Strolling on to the stage in a glittering silver dress half-covered with a battered denim jacket, she launches straight into Eastern Maria. As ever, her stark, unmistakable voice is imperfect, but that merely adds to the charm.

Joined by her five piece band, she weirdly devotes We Almost Had A Baby – complete with the line “You didn’t stop, when I told you to stop” – to her heavily pregnant friend, before Dinosaur Sex perfectly embodies the transformation from the DIY folk-ethic of debut album First Love to the more expansive textures of follow-up Virtue.

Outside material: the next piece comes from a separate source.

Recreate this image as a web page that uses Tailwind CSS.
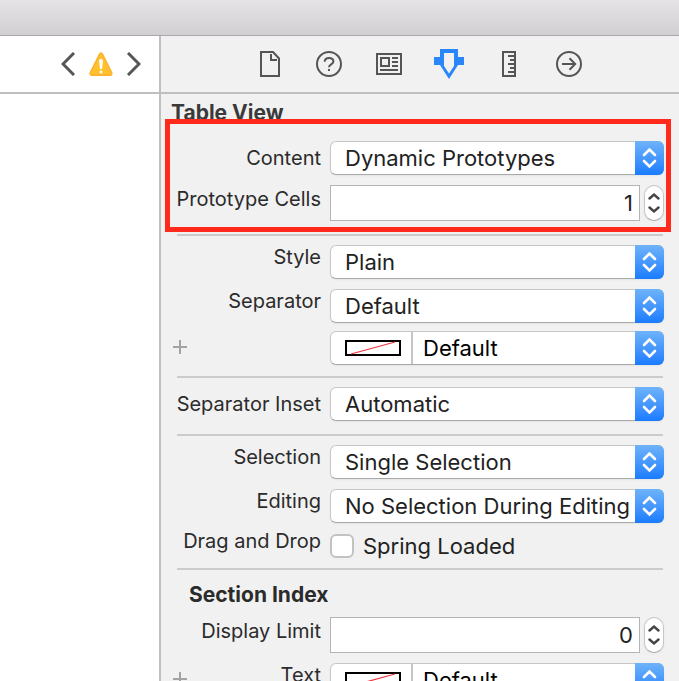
<!DOCTYPE html>
<html lang="en">
<head>
<meta charset="utf-8">
<meta name="viewport" content="width=device-width, initial-scale=1">
<title>Attributes Inspector</title>
<script src="https://cdn.jsdelivr.net/npm/@tailwindcss/browser@4"></script>
</head>
<body class="flex h-screen flex-col overflow-hidden bg-white font-['Inter','Liberation_Sans',sans-serif] text-[#2b2b2b]">

<!-- Shared symbols -->
<svg class="hidden" aria-hidden="true">
  <symbol id="popup-cap" viewBox="0 0 29 34">
    <path d="M9 14 14.5 8.5 20 14M9 20 14.5 25.5 20 20" fill="none" stroke="#fff" stroke-width="2.6" stroke-linecap="round"/>
  </symbol>
  <symbol id="plus" viewBox="0 0 14 14"><path d="M7 0V14M0 7H14" fill="none" stroke="#a3a3a3" stroke-width="2"/></symbol>
  <symbol id="up" viewBox="0 0 12 8"><path d="M1.5 6.5 6 2.5 10.5 6.5" fill="none" stroke="#444" stroke-width="2.4" stroke-linecap="round"/></symbol>
  <symbol id="down" viewBox="0 0 12 8"><path d="M1.5 1.5 6 5.5 10.5 1.5" fill="none" stroke="#444" stroke-width="2.4" stroke-linecap="round"/></symbol>
  <symbol id="no-color" viewBox="0 0 56 16"><rect x="1" y="1" width="54" height="14" fill="#fff" stroke="#000" stroke-width="2"/><path d="M6 14 50 2" stroke="#f5333f" stroke-width="1.2"/></symbol>
</svg>

<header class="h-9 shrink-0 border-b border-[#aaa8ab] bg-linear-to-b from-[#e5e3e6] to-[#d1cfd2]"></header>

<div class="flex min-h-0 flex-1">
  <main class="w-[161px] shrink-0 border-r-2 border-[#bfbfbf] bg-white">
    <nav class="flex h-[58px] items-center justify-end gap-3.5 border-b-2 border-[#bfbfbf] pr-[18px]" aria-label="Issues">
      <button type="button" aria-label="Previous issue"><svg class="h-6 w-3.5" viewBox="0 0 14 24"><path d="M13 1 2 12 13 23" fill="none" stroke="#555" stroke-width="3"/></svg></button>
      <button type="button" aria-label="Show warnings"><svg class="size-6" viewBox="0 0 24 24"><path d="M10.8 1.6Q12 .2 13.2 1.6L22.8 20.8Q23.2 23.2 21.2 23.3H2.8Q.8 23.200 1.2 20.800Z" fill="#ffc02e" stroke="#ffb02e" stroke-width="1.4" stroke-linejoin="round"/><path d="M10 8.5Q10 7 12 7T14 8.5L13 17H11Z" fill="#fff"/><circle cx="12" cy="20" r="1.5" fill="#fff"/></svg></button>
      <button type="button" aria-label="Next issue"><svg class="h-6 w-3.5" viewBox="0 0 14 24"><path d="M1 1 12 12 1 23" fill="none" stroke="#555" stroke-width="3"/></svg></button>
    </nav>
  </main>

  <aside class="min-w-0 flex-1 overflow-hidden bg-[#f1f1f1]">
    <nav class="flex h-[58px] items-center justify-center border-b-2 border-[#bfbfbf] text-[#555]" aria-label="Inspectors">
      <button type="button" class="flex w-15 justify-center" aria-label="File"><svg class="size-[30px]" viewBox="0 0 30 30" fill="none" stroke="currentColor" stroke-width="2"><path d="M6 3H18L24 9.5V27H6ZM16 5V11H22"/></svg></button>
      <button type="button" class="flex w-15 justify-center" aria-label="Quick Help"><svg class="size-[30px]" viewBox="0 0 30 30" fill="none" stroke="currentColor" stroke-width="2"><circle cx="14" cy="15" r="12"/><path d="M9.7 12.8C9.7 10.3 11.5 9 14 9S18.4 10.4 18.4 12.5C18.4 15.5 14 15.3 14 18.2M14 20V22"/></svg></button>
      <button type="button" class="flex w-15 justify-center" aria-label="Identity"><svg class="size-[30px]" viewBox="0 0 30 30" fill="none" stroke="currentColor" stroke-width="2"><path d="M2 5H26V25H2ZM6 9H14V17H6ZM17 9H23M17 13H23M17 17H23M5 21H23"/></svg></button>
      <button type="button" class="flex w-15 justify-center text-[#2a87fb]" aria-label="Attributes" aria-pressed="true"><svg class="size-[30px] overflow-visible" viewBox="0 0 30 30"><path fill="currentColor" fill-rule="evenodd" d="M5 0H23V8H29V16H23L14 30 5 16H-1V8H5ZM9 4V17L14 24.5 19 17V4Z"/></svg></button>
      <button type="button" class="flex w-15 justify-center" aria-label="Size"><svg class="size-[30px]" viewBox="0 0 30 30" fill="none" stroke="currentColor" stroke-width="2"><path d="M8 3H20V27H8ZM13 7H20M15 11H20M13 15H20M15 19H20M13 23H20"/></svg></button>
      <button type="button" class="flex w-15 justify-center" aria-label="Connections"><svg class="size-[30px]" viewBox="0 0 30 30" fill="none" stroke="currentColor" stroke-width="2"><circle cx="14" cy="15" r="12"/><path d="M7 15H20M14.5 9.3 20.2 15 14.5 20.7"/></svg></button>
    </nav>

    <form class="flex flex-col">
      <h2 class="mt-[7px] pl-2.5 text-[21px] leading-6 font-bold text-[#3a3a3a]">Table View</h2>

      <div class="relative mt-4 flex flex-col gap-2.5">
        <div class="grid grid-cols-[160px_minmax(0,1fr)] gap-[9px] pr-[15px]">
          <label for="content" class="self-center text-right text-xl leading-6">Content</label>
          <div class="relative h-[34px]">
            <select id="content" class="block size-full appearance-none rounded-md border border-[#c6c6c6] border-b-[#a9a9a9] bg-white pr-[29px] pl-3.5 text-[22px] leading-8 text-[#222] shadow-xs"><option>Dynamic Prototypes</option><option>Static Cells</option></select>
            <svg class="pointer-events-none absolute top-0 right-0 h-[34px] w-[29px] rounded-r-md bg-linear-to-b from-[#6eb3f9] to-[#187bfe]"><use href="#popup-cap"/></svg>
          </div>
        </div>
        <div class="grid grid-cols-[160px_minmax(0,1fr)] gap-[9px] pr-[15px]">
          <label for="cells" class="mt-0.5 text-right text-xl leading-6">Prototype Cells</label>
          <div class="flex h-9 gap-1">
            <input id="cells" value="1" inputmode="numeric" class="min-w-0 flex-1 border border-[#b4b4b4] bg-white pr-1.5 text-right text-[22px] leading-8 text-[#222]">
            <div class="flex w-5 flex-col items-center justify-between rounded-full border border-[#c6c6c6] border-b-[#a9a9a9] bg-white py-1.5 shadow-xs">
              <button type="button" aria-label="Increase prototype cells"><svg class="block h-2 w-3"><use href="#up"/></svg></button>
              <button type="button" aria-label="Decrease prototype cells"><svg class="block h-2 w-3"><use href="#down"/></svg></button>
            </div>
          </div>
        </div>
        <div class="pointer-events-none absolute -top-[22px] right-2 -bottom-[11px] left-1 z-10 border-5 border-[#ff2a1c]"></div>
      </div>

      <hr class="mx-4 mt-[13px] border-t-2 border-[#cbcbcb]">

      <div class="mt-[9px] grid grid-cols-[160px_minmax(0,1fr)] gap-[9px] pr-[15px]">
        <label for="style" class="text-right text-xl leading-6">Style</label>
        <div class="relative h-[34px]">
          <select id="style" class="block size-full appearance-none rounded-md border border-[#c6c6c6] border-b-[#a9a9a9] bg-white pr-[29px] pl-3.5 text-[22px] leading-8 text-[#222] shadow-xs"><option>Plain</option><option>Grouped</option></select>
          <svg class="pointer-events-none absolute top-0 right-0 h-[34px] w-[29px] rounded-r-md bg-linear-to-b from-[#6eb3f9] to-[#187bfe]"><use href="#popup-cap"/></svg>
        </div>
      </div>
      <div class="mt-2.5 grid grid-cols-[160px_minmax(0,1fr)] gap-[9px] pr-[15px]">
        <label for="separator" class="text-right text-xl leading-6">Separator</label>
        <div class="relative h-[34px]">
          <select id="separator" class="block size-full appearance-none rounded-md border border-[#c6c6c6] border-b-[#a9a9a9] bg-white pr-[29px] pl-3.5 text-[22px] leading-8 text-[#222] shadow-xs"><option>Default</option><option>Single Line</option><option>None</option></select>
          <svg class="pointer-events-none absolute top-0 right-0 h-[34px] w-[29px] rounded-r-md bg-linear-to-b from-[#6eb3f9] to-[#187bfe]"><use href="#popup-cap"/></svg>
        </div>
      </div>
      <div class="mt-2 grid grid-cols-[160px_minmax(0,1fr)] gap-[9px] pr-[15px]">
        <div class="flex items-center pb-0.5 pl-3">
          <button type="button" aria-label="Add separator color variation"><svg class="size-3.5"><use href="#plus"/></svg></button>
        </div>
        <div class="relative flex h-[34px] rounded-md border border-[#c6c6c6] border-b-[#a9a9a9] bg-white shadow-xs">
          <button type="button" aria-label="Choose separator color" class="flex w-[82px] shrink-0 items-center border-r-2 border-[#c6c6c6] pl-3.5"><svg class="h-4 w-14"><use href="#no-color"/></svg></button>
          <select aria-label="Separator color" class="min-w-0 flex-1 appearance-none bg-transparent pr-[29px] pl-2.5 text-[22px] leading-8 text-black"><option>Default</option></select>
          <svg class="pointer-events-none absolute -top-px -right-px h-[34px] w-[29px] rounded-r-md bg-linear-to-b from-[#6eb3f9] to-[#187bfe]"><use href="#popup-cap"/></svg>
        </div>
      </div>

      <hr class="mx-4 mt-[11px] border-t-2 border-[#cbcbcb]">

      <div class="mt-[9px] grid grid-cols-[160px_minmax(0,1fr)] gap-[9px] pr-[15px]">
        <label for="inset" class="self-center text-right text-xl leading-6">Separator Inset</label>
        <div class="relative h-[34px]">
          <select id="inset" class="block size-full appearance-none rounded-md border border-[#c6c6c6] border-b-[#a9a9a9] bg-white pr-[29px] pl-3.5 text-[22px] leading-8 text-[#222] shadow-xs"><option>Automatic</option><option>Custom</option></select>
          <svg class="pointer-events-none absolute top-0 right-0 h-[34px] w-[29px] rounded-r-md bg-linear-to-b from-[#6eb3f9] to-[#187bfe]"><use href="#popup-cap"/></svg>
        </div>
      </div>

      <hr class="mx-4 mt-[13px] border-t-2 border-[#cbcbcb]">

      <div class="mt-[9px] grid grid-cols-[160px_minmax(0,1fr)] gap-[9px] pr-[15px]">
        <label for="selection" class="text-right text-xl leading-6">Selection</label>
        <div class="relative h-[34px]">
          <select id="selection" class="block size-full appearance-none rounded-md border border-[#c6c6c6] border-b-[#a9a9a9] bg-white pr-[29px] pl-3.5 text-[22px] leading-8 text-[#222] shadow-xs"><option>Single Selection</option><option>Multiple Selection</option></select>
          <svg class="pointer-events-none absolute top-0 right-0 h-[34px] w-[29px] rounded-r-md bg-linear-to-b from-[#6eb3f9] to-[#187bfe]"><use href="#popup-cap"/></svg>
        </div>
      </div>
      <div class="mt-2.5 grid grid-cols-[160px_minmax(0,1fr)] gap-[9px] pr-[15px]">
        <label for="editing" class="text-right text-xl leading-6">Editing</label>
        <div class="relative h-[34px]">
          <select id="editing" class="block size-full appearance-none rounded-md border border-[#c6c6c6] border-b-[#a9a9a9] bg-white pr-[29px] pl-3.5 text-[22px] leading-8 text-[#222] shadow-xs"><option>No Selection During Editing</option></select>
          <svg class="pointer-events-none absolute top-0 right-0 h-[34px] w-[29px] rounded-r-md bg-linear-to-b from-[#6eb3f9] to-[#187bfe]"><use href="#popup-cap"/></svg>
        </div>
      </div>
      <div class="mt-1.5 grid grid-cols-[160px_minmax(0,1fr)] gap-[9px] pr-[15px]">
        <span class="text-right text-xl leading-6">Drag and Drop</span>
        <label class="flex h-[34px] items-center gap-[9px] text-[22px] leading-8 text-[#222]">
          <input type="checkbox" class="size-6 appearance-none rounded-md border-2 border-[#c2c2c2] bg-white checked:bg-[#187bfe]">
          Spring Loaded
        </label>
      </div>

      <hr class="mx-4 mt-[5px] border-t-2 border-[#cbcbcb]">

      <h3 class="mt-[13px] pl-7 text-[21px] leading-6 font-bold">Section Index</h3>
      <div class="mt-2.5 grid grid-cols-[160px_minmax(0,1fr)] gap-[9px] pr-[15px]">
        <label for="limit" class="mt-0.5 text-right text-xl leading-6">Display Limit</label>
        <div class="flex h-9 gap-1">
          <input id="limit" value="0" inputmode="numeric" class="min-w-0 flex-1 border border-[#b4b4b4] bg-white pr-1.5 text-right text-[22px] leading-8 text-[#222]">
          <div class="flex w-5 flex-col items-center justify-between rounded-full border border-[#c6c6c6] border-b-[#a9a9a9] bg-white py-1.5 shadow-xs">
            <button type="button" aria-label="Increase display limit"><svg class="block h-2 w-3"><use href="#up"/></svg></button>
            <button type="button" aria-label="Decrease display limit"><svg class="block h-2 w-3"><use href="#down"/></svg></button>
          </div>
        </div>
      </div>
      <div class="mt-2.5 grid grid-cols-[160px_minmax(0,1fr)] gap-[9px] pr-[15px]">
        <div class="flex items-start justify-between pl-3">
          <button type="button" class="self-center pb-0.5" aria-label="Add text color variation"><svg class="size-3.5"><use href="#plus"/></svg></button>
          <label for="text-color" class="text-xl leading-6">Text</label>
        </div>
        <div class="relative flex h-[34px] rounded-md border border-[#c6c6c6] border-b-[#a9a9a9] bg-white shadow-xs">
          <button type="button" aria-label="Choose text color" class="flex w-[82px] shrink-0 items-center border-r-2 border-[#c6c6c6] pl-3.5"><svg class="h-4 w-14"><use href="#no-color"/></svg></button>
          <select id="text-color" class="min-w-0 flex-1 appearance-none bg-transparent pr-[29px] pl-2.5 text-[22px] leading-8 text-black"><option>Default</option></select>
          <svg class="pointer-events-none absolute -top-px -right-px h-[34px] w-[29px] rounded-r-md bg-linear-to-b from-[#6eb3f9] to-[#187bfe]"><use href="#popup-cap"/></svg>
        </div>
      </div>
    </form>
  </aside>
</div>
</body>
</html>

Here, long-time collaborator Euan Hinshelwood’s distorted guitar just about refrains from going off at a tangent, while the greater sound complexity is enhanced with some dense, dark drums and underlying keys.

Mid way through the set, after MIA – a fantastically catchy tune juxtaposed with lyrics about a fatal car crash – the soothing sing-along Cassandra and the breathless, propelling Paper Forest (In The Afterglow of Rapture), it hits home that her output is consistently impressive.

The set is topped off with Trellick Towers, which was written after her partner had a religious conversion and left her for the church. Accompanied by only bass and keys, you’d have to be dead inside not to be moved by both the intensity of the performance and lines like “Something holy used to touch me, then he heard the voice I couldn’t hear, he’s gone to where it sent him, and now I’m praying for this pain to clear.”

After taking a few requests, the encore is wrapped-up with a frantic version of Edward is Dedward.

“This was the best gig of the tour,” she beamed. “I’d been really worried – my bloody mum is here and everything.”

Worried? She really didn’t look it. And, more to the point, she really, really didn’t need to be.